**Directions for this task**
Show each line of the data below that has the string "with" in it.

**Data shown**
_ _ _ _

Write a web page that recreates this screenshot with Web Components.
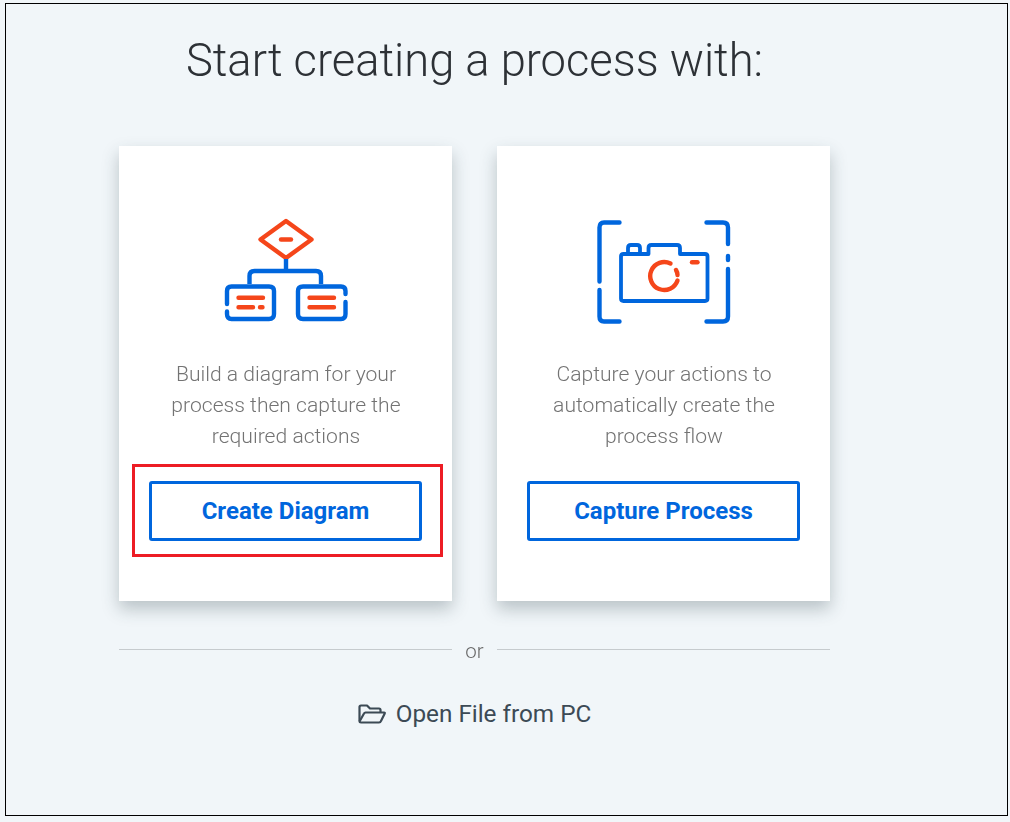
<!DOCTYPE html>
<html>
<head>
<meta charset="utf-8">
<style>
  html, body { margin: 0; background: #f1f6f9; }
  body { font-family: Roboto, "Liberation Sans", sans-serif; }
</style>
</head>
<body>
<process-start>
  <choice-card label="Create Diagram" marked>
    <svg slot="icon" width="150" height="120" viewBox="0 0 150 120" fill="none" stroke-width="4.400" stroke-linecap="round" stroke-linejoin="round">
      <g stroke="#f5461a">
        <path d="M76 11L101.500 29.500L76 48L50.500 29.500Z"/>
        <path d="M71 29.500H81"/>
        <path d="M28.500 87.700H53M28.500 97.300H43M50 97.300H52.500"/>
        <path d="M99.500 87.700H124M99.500 97.300H124"/>
      </g>
      <g stroke="#0066dd">
        <path d="M76 49V61M39.500 74V66Q39.500 61 44.500 61H106Q111 61 111 66V74" stroke-linecap="butt"/>
        <path d="M17 94V81Q17 76.500 21.500 76.500H59Q64 76.500 64 81V104Q64 109 59 109H21.500Q17 109 17 104V101.500"/>
        <path d="M135.500 84V81Q135.500 76.500 131 76.500H93Q88 76.500 88 81V104Q88 109 93 109H131Q135.500 109 135.500 104V92"/>
      </g>
    </svg>
    Build a diagram for your process then capture the required actions
  </choice-card>
  <choice-card label="Capture Process">
    <svg slot="icon" width="150" height="120" viewBox="-1 0 150 120" fill="none" stroke-width="4.400" stroke-linecap="round" stroke-linejoin="round">
      <g stroke="#0066dd">
        <path d="M30.500 12.500H15Q10.500 12.500 10.500 17.500V71.500M10.500 80V106.500Q10.500 111.500 15 111.500H30.500"/>
        <path d="M117.500 12.500H134Q139 12.500 139 17.500V34M139 46V50M139 59V106.500Q139 111.500 134 111.500H117.500"/>
        <path d="M39 44V38Q39 35 42 35H48Q51 35 51 38V44M59.500 44V38Q59.500 35 62.500 35H88Q91 35 91 38V44H116Q118.500 44 118.500 46.500V88.500Q118.500 91 116 91H34.500Q32 91 32 88.500V46.500Q32 44 34.500 44H59.500" stroke-width="3.800"/>
      </g>
      <g stroke="#f5461a">
        <path d="M81.500 53.500A14 14 0 1 0 88.500 70.500"/>
        <path d="M87 60Q88.500 62.500 88.500 65"/>
        <path d="M103 52.300H108.500"/>
      </g>
    </svg>
    Capture your actions to automatically create the process flow
  </choice-card>
</process-start>
<script>
class ProcessStart extends HTMLElement {
  constructor() {
    super();
    this.attachShadow({ mode: 'open' });
    this.shadowRoot.innerHTML = `
      <style>
        :host {
          display: block;
          box-sizing: border-box;
          width: 1003px;
          height: 813px;
          margin: 3px 0 0 5px;
          border: 1px solid #000;
          padding-left: 113px;
        }
        .content {
          width: 711px;
          display: flex;
          flex-direction: column;
        }
        h1 {
          margin: 28px 0 0;
          font: 300 45.300px/58px Roboto, sans-serif;
          color: #2d3136;
          text-align: center;
          white-space: nowrap;
          will-change: transform;
        }
        .cards {
          display: flex;
          gap: 45px;
          margin-top: 56px;
        }
      </style>
      <div class="content">
        <h1>Start creating a process with:</h1>
        <div class="cards"><slot></slot></div>
        <or-divider></or-divider>
        <open-file></open-file>
      </div>
    `;
  }
}

class ChoiceCard extends HTMLElement {
  constructor() {
    super();
    this.attachShadow({ mode: 'open' });
    this.shadowRoot.innerHTML = `
      <style>
        :host {
          display: block;
          position: relative;
          box-sizing: border-box;
          width: 333px;
          height: 455px;
          background: #fff;
          box-shadow: 0 8px 16px rgba(40, 60, 70, 0.28);
        }
        .card {
          display: flex;
          flex-direction: column;
          align-items: center;
        }
        .icon {
          height: 120px;
          margin-top: 64px;
          margin-right: 1px;
        }
        ::slotted(svg) { display: block; }
        p {
          width: 270px;
          height: 94px;
          margin: 28px 0 0;
          font: 300 21.100px/31px Roboto, sans-serif;
          color: #737373;
          text-align: center;
          will-change: transform;
        }
        button {
          box-sizing: border-box;
          width: 273px;
          height: 60px;
          margin-top: 29px;
          background: #fff;
          border: 3px solid #0066dd;
          border-radius: 3px;
          font: 700 24px Roboto, sans-serif;
          color: #0066dd;
          cursor: pointer;
        }
        /* red box drawn over the card in the screenshot */
        .mark {
          display: none;
          position: absolute;
          left: 13px;
          top: 318px;
          width: 311px;
          height: 93px;
          box-sizing: border-box;
          border: 3px solid #ed1c24;
        }
        :host([marked]) .mark { display: block; }
      </style>
      <div class="card">
        <div class="icon"><slot name="icon"></slot></div>
        <p><slot></slot></p>
        <button>${this.getAttribute('label')}</button>
      </div>
      <div class="mark"></div>
    `;
  }
}

class OrDivider extends HTMLElement {
  constructor() {
    super();
    this.attachShadow({ mode: 'open' });
    this.shadowRoot.innerHTML = `
      <style>
        :host {
          display: grid;
          grid-template-columns: 333px 45px 333px;
          align-items: start;
          margin-top: 36px;
          height: 28px;
        }
        i { height: 1px; margin-top: 12px; background: #c6cbce; }
        span {
          font: 300 20.500px/28px Roboto, sans-serif;
          color: #6a6a6a;
          text-align: center;
          will-change: transform;
        }
      </style>
      <i></i><span>or</span><i></i>
    `;
  }
}

class OpenFile extends HTMLElement {
  constructor() {
    super();
    this.attachShadow({ mode: 'open' });
    this.shadowRoot.innerHTML = `
      <style>
        :host {
          display: flex;
          align-items: center;
          justify-content: center;
          gap: 10px;
          margin-top: 33px;
          font: 400 24.300px/32px Roboto, sans-serif;
          color: #3c4a55;
        }
        svg { display: block; }
      </style>
      <svg width="28" height="20" viewBox="0 0 28 20" fill="none" stroke="#3c4a55" stroke-width="2.200" stroke-linejoin="round">
        <path d="M1.500 17V3Q1.500 1.500 3 1.500H9L12 4.500H21Q22.500 4.500 22.500 6V8"/>
        <path d="M1.500 17.500L6 9.500Q6.500 8.500 7.500 8.500H26Q27.200 8.500 26.600 9.700L23 17Q22.500 18.500 21 18.500H3Q1.500 18.500 1.500 17.500Z"/>
      </svg>
      <span>Open File from PC</span>
    `;
  }
}

customElements.define('process-start', ProcessStart);
customElements.define('choice-card', ChoiceCard);
customElements.define('or-divider', OrDivider);
customElements.define('open-file', OpenFile);
</script>
</body>
</html>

_ _ _ _

**Final answer**
Write a web page that recreates this screenshot with Web Components.
        <h1>Start creating a process with:</h1>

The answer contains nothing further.